By 1992, TSR was clearly looking for new series of books to publish. One of the first that appeared was the “CGR” series of Campaign Guide References. They were essentially more Player Guides, like the infamous “PHBR” series, but this time they were each associated with a specific campaign world. I guess these must not have done well because they ended pretty quickly, which is a shame. I’d prefer a setting splat book to a class splat book any day.

The Head-to-Head Quests (1992-1995)

Another new series of books. I’ll have to admit to being not entirely thrilled by the one-on-one HHQ series. They’re pretty vanilla adventures whose only redeeming factor is that they each showcase a particular character class for one-on-one adventuring. Their most notable element historically is as part of a stream of one-on-one adventures that ran through the ’80s and ’90s.
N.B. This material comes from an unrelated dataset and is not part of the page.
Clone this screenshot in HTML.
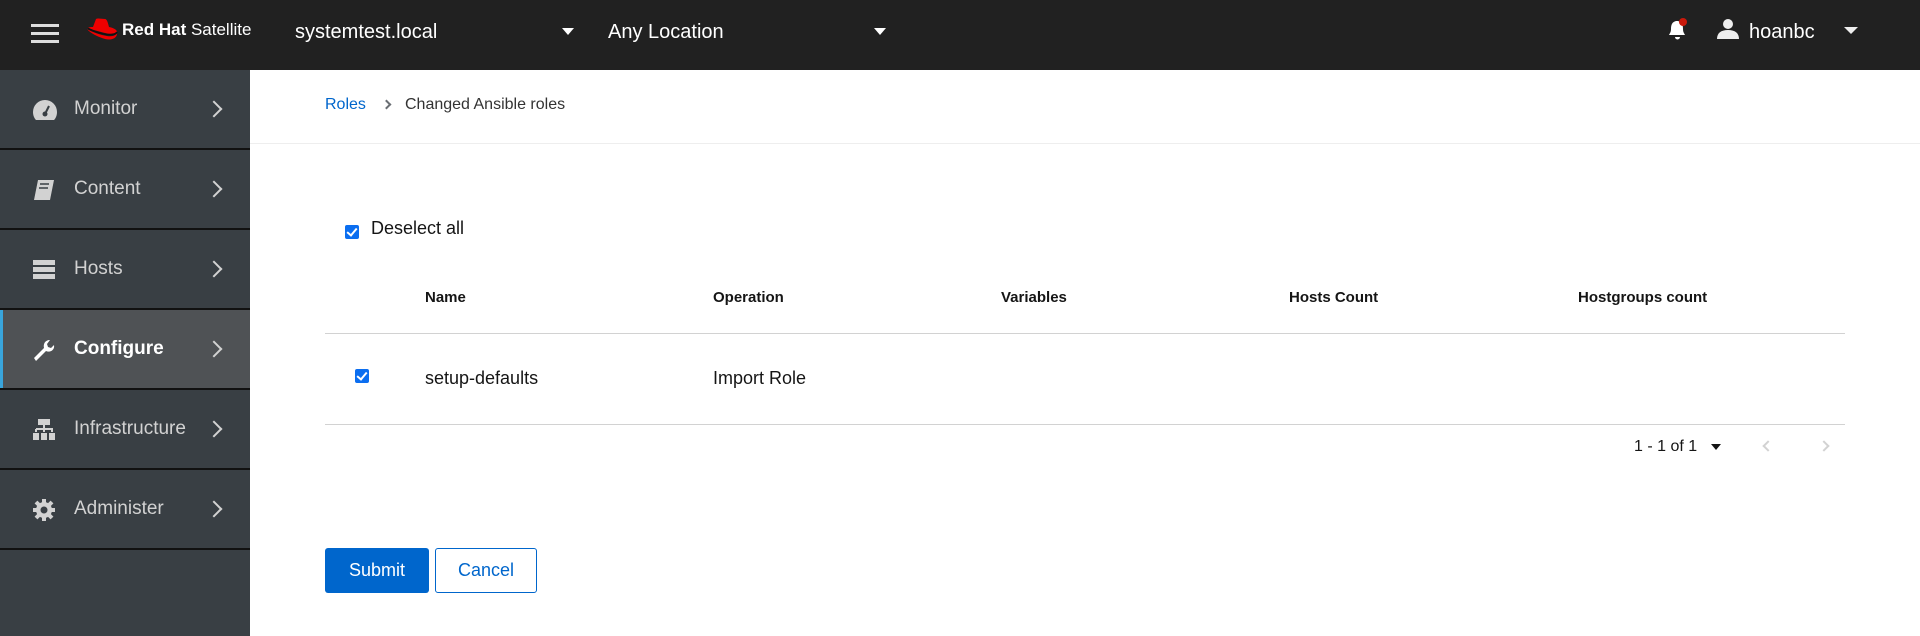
<!DOCTYPE html>
<html><head><meta charset="utf-8"><style>
*{margin:0;padding:0;box-sizing:border-box}
body{width:1920px;height:636px;overflow:hidden;font-family:"Liberation Sans",sans-serif;background:#fff;position:relative}
.hdr{position:absolute;left:0;top:0;width:1920px;height:70px;background:#212121;color:#fff}
.a{position:absolute}
.side{position:absolute;left:0;top:70px;width:250px;height:566px;background:#393f44}
.item{position:absolute;left:0;width:250px;height:80px;border-bottom:2px solid #111;color:#d2d2d2;font-size:19px}
.item .t{position:absolute;left:74px;top:28px}
.item .ch{position:absolute;left:208px;top:33px;width:12px;height:12px;border-right:2.5px solid #d2d2d2;border-top:2.5px solid #d2d2d2;transform:rotate(45deg)}
.item svg{position:absolute;left:32px;top:28px}
.th{position:absolute;top:289px;font-size:15px;font-weight:bold;color:#151515}
.cb{position:absolute;width:14px;height:14px;background:#0b6ef0;border-radius:2px}
.cb:after{content:"";position:absolute;left:4px;top:1px;width:4px;height:8px;border-right:2px solid #fff;border-bottom:2px solid #fff;transform:rotate(40deg)}
</style></head><body>
<div class="hdr">
 <div class="a" style="left:31px;top:24px;width:28px;height:3px;background:#ddd;box-shadow:0 8px 0 #ddd,0 16px 0 #ddd"></div>
 <svg class="a" style="left:84px;top:16px" width="34" height="28" viewBox="0 0 34 28"><path d="M12 3c2-1 6 0 9 0 2 0 3 4 4 8 5 1 8 3 8 5 0 2-4 3-12 1C13 15 6 13 4 12c1-1 3-1 5-1z" fill="#e00"/><path d="M3 13c5 3 13 6 20 7 6 1 10-1 10-4 1 5-4 9-12 7C14 21 6 17 3 13z" fill="#e00"/><path d="M4 12.5c5 2.5 12 5 19 6 5 .6 9-.3 10-2.5" stroke="#111" stroke-width="1.8" fill="none"/></svg>
 <div class="a" style="left:122px;top:20px;font-size:17px;"><b>Red Hat</b> Satellite</div>
 <div class="a" style="left:295px;top:21px;font-size:20px">systemtest.local</div>
 <div class="a" style="left:562px;top:28px;border:6px solid transparent;border-top:7px solid #fff"></div>
 <div class="a" style="left:608px;top:21px;font-size:20px">Any Location</div>
 <div class="a" style="left:874px;top:28px;border:6px solid transparent;border-top:7px solid #fff"></div>
 <svg class="a" style="left:1666px;top:18px" width="24" height="24" viewBox="0 0 24 24"><path d="M10 3c-4 1-5 4-5 8 0 3-1 4-2 6h16c-1-2-2-3-2-6 0-4-1-7-5-8zM9 19a2.5 2.5 0 0 0 5 0z" fill="#fff"/><circle cx="17" cy="4" r="4" fill="#c9190b"/></svg>
 <svg class="a" style="left:1716px;top:17px" width="24" height="24" viewBox="0 0 24 24"><circle cx="12" cy="7" r="5" fill="#eee"/><path d="M1 22c0-6 4-9 11-9s11 3 11 9z" fill="#eee"/></svg>
 <div class="a" style="left:1749px;top:21px;font-size:20px">hoanbc</div>
 <div class="a" style="left:1844px;top:27px;border:7px solid transparent;border-top:7px solid #eee"></div>
</div>
<div class="side">
 <div class="item" style="top:0"><svg width="26" height="24" viewBox="0 0 26 24"><path d="M13 2a12 12 0 0 0-12 12c0 3 1 6 3 8h18c2-2 3-5 3-8A12 12 0 0 0 13 2z" fill="#d2d2d2"/><circle cx="13" cy="16" r="2.5" fill="#393f44"/><path d="M13 16l4-8" stroke="#393f44" stroke-width="2"/></svg><span class="t">Monitor</span><i class="ch"></i></div>
 <div class="item" style="top:80px"><svg width="24" height="24" viewBox="0 0 24 24"><path d="M6 2h16l-4 20H2z" fill="#d2d2d2"/><path d="M8 6h9M7 10h9" stroke="#393f44" stroke-width="1.5"/></svg><span class="t">Content</span><i class="ch"></i></div>
 <div class="item" style="top:160px"><svg width="24" height="24" viewBox="0 0 24 24"><rect x="1" y="2" width="22" height="5" fill="#d2d2d2"/><rect x="1" y="9" width="22" height="5" fill="#d2d2d2"/><rect x="1" y="16" width="22" height="5" fill="#d2d2d2"/></svg><span class="t">Hosts</span><i class="ch"></i></div>
 <div class="item" style="top:240px;background:#4f5255;color:#fff;font-weight:bold"><div class="a" style="left:0;top:0;width:3px;height:78px;background:#39a5dc"></div><svg width="24" height="24" viewBox="0 0 24 24"><path d="M2 20l10-10c-1-4 1-8 6-8l-3 4 1 3 3 1 3-3c1 5-4 8-8 6L4 23z" fill="#fff"/></svg><span class="t">Configure</span><i class="ch"></i></div>
 <div class="item" style="top:320px"><svg width="24" height="24" viewBox="0 0 24 24"><rect x="6" y="1" width="12" height="6" fill="#d2d2d2"/><path d="M12 7v4M4 11h16v3M4 11v3M12 11v3" stroke="#d2d2d2" stroke-width="2" fill="none"/><rect x="1" y="15" width="6" height="7" fill="#d2d2d2"/><rect x="9" y="15" width="6" height="7" fill="#d2d2d2"/><rect x="17" y="15" width="6" height="7" fill="#d2d2d2"/></svg><span class="t">Infrastructure</span><i class="ch"></i></div>
 <div class="item" style="top:400px"><svg width="24" height="24" viewBox="0 0 24 24"><circle cx="12" cy="12" r="8" fill="#d2d2d2"/><path d="M12 1v22M1 12h22M4 4l16 16M20 4L4 20" stroke="#d2d2d2" stroke-width="4"/><circle cx="12" cy="12" r="3.5" fill="#393f44"/></svg><span class="t">Administer</span><i class="ch"></i></div>
</div>
<div class="a" style="left:325px;top:96px;font-size:16px;color:#06c">Roles</div>
<div class="a" style="left:383px;top:101px;width:7px;height:7px;border-right:2px solid #6a6e73;border-top:2px solid #6a6e73;transform:rotate(45deg)"></div>
<div class="a" style="left:405px;top:96px;font-size:16px;color:#333">Changed Ansible roles</div>
<div class="a" style="left:250px;top:143px;width:1670px;height:1px;background:#eee"></div>
<div class="cb" style="left:345px;top:225px"></div>
<div class="a" style="left:371px;top:218px;font-size:18px;color:#151515">Deselect all</div>
<div class="th" style="left:425px">Name</div>
<div class="th" style="left:713px">Operation</div>
<div class="th" style="left:1001px">Variables</div>
<div class="th" style="left:1289px">Hosts Count</div>
<div class="th" style="left:1578px">Hostgroups count</div>
<div class="a" style="left:325px;top:333px;width:1520px;height:1px;background:#d2d2d2"></div>
<div class="cb" style="left:355px;top:369px"></div>
<div class="a" style="left:425px;top:368px;font-size:18px;color:#151515">setup-defaults</div>
<div class="a" style="left:713px;top:368px;font-size:18px;color:#151515">Import Role</div>
<div class="a" style="left:325px;top:424px;width:1520px;height:1px;background:#d2d2d2"></div>
<div class="a" style="left:1634px;top:438px;font-size:16px;color:#151515">1 - 1 of 1</div>
<div class="a" style="left:1711px;top:444px;border:5px solid transparent;border-top:6px solid #151515"></div>
<div class="a" style="left:1764px;top:442px;width:8px;height:8px;border-left:2px solid #d2d2d2;border-bottom:2px solid #d2d2d2;transform:rotate(45deg)"></div>
<div class="a" style="left:1820px;top:442px;width:8px;height:8px;border-right:2px solid #d2d2d2;border-top:2px solid #d2d2d2;transform:rotate(45deg)"></div>
<div class="a" style="left:325px;top:548px;width:104px;height:45px;background:#06c;border-radius:3px;color:#fff;font-size:18px;text-align:center;line-height:45px">Submit</div>
<div class="a" style="left:435px;top:548px;width:102px;height:45px;border:1px solid #06c;border-radius:3px;color:#06c;font-size:18px;text-align:center;line-height:43px">Cancel</div>
</body></html>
The New Special Series (1995)

In 1995, TSR published two adventures that they somewhat bizarrely claimed (on one of their posters) were part of the old “S” series . They are both kind of cool old-school-style adventures, but by then the “S” series had been gone for over a decade.

Player’s Options (1995-1996)

The Player’s Option books were one of TSR’s last gasps: a set of hardcover books of alternate rules released to help the bottom line of a failing company. With that said, they’re full of lots of neat options, some of which were directly incorporated into D&D 3e. I had fun writing these histories in part because I got to talk about how much D&D had changed from Gary Gygax’s days when he vehemently opposed game variants.

Monstrous Arcana (1996-1998)

One of TSR’s last ideas for a new series of books, the Monstrous Arcana was pretty cool. It was imagined as a four-book-a-year series. Each year focused on an iconic AD&D monster and included a sourcebook and three adventures. The first year was about beholders, which was even cooler.

Sadly, only the beholder adventures are thus far available from DnDClassics.